In the automatic focusing apparatus employing the phase correlation scheme, incident light to be incident on predetermined areas is cut by the aperture masks 24a and 24b, and an amount of incident light is greatly reduced. For this reason, a charge accumulation time of the image pickup elements 23a and 23b must be prolonged to obtain an optimal exposure value for a dark object. At the same time, the photographing optical system cannot be driven during charge accumulation, and the focusing operation requires a longer period.
In the phase correlation operation, an accurate interimage distance cannot be obtained for an object having a cyclic pattern, and focusing precision is undesirably degraded.
Published Unexamined Japanese Patent Application No. 61-32669 discloses a method of adding horizontal scanning line signals preceding and succeeding an image having a low S/N ratio (e.g., a dark image) to increase the S/N ratio of the signal. This method, however, may have a disadvantage of a decrease in S/N ratio of the signal when the preceding and succeeding horizontal scanning lines have a low degree of correlation.

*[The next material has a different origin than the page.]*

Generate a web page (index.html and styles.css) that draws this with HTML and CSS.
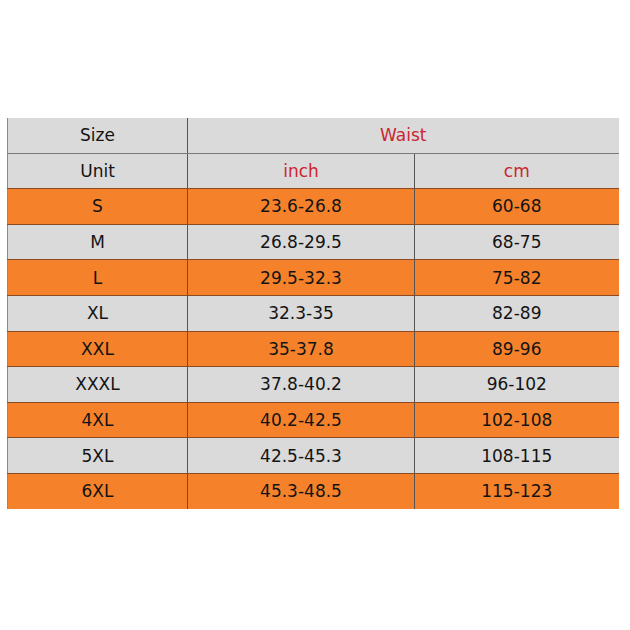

In order to cope with a case wherein the amplitude curve of the output from the BPF 4 has the plurality of peaks P1 to P4, a means is disclosed to detect a change in object by a change in aperture value, interrupt focus adjustment for a predetermined period of time when the aperture value is abruptly changed, and then start focus adjustment again, as disclosed in Published Unexamined Japanese Patent Application No. 58-215176. Unexamined Japanese Patent Application No. 61-107312 discloses a means for monitoring a change in evaluation function sampled every predetermined period, and detecting a change in distance between a lens and the object when the evaluation function is changed with a predetermined level by n (n.gtoreq.2) times. The means disclosed in these prior art specifications require a long focusing period.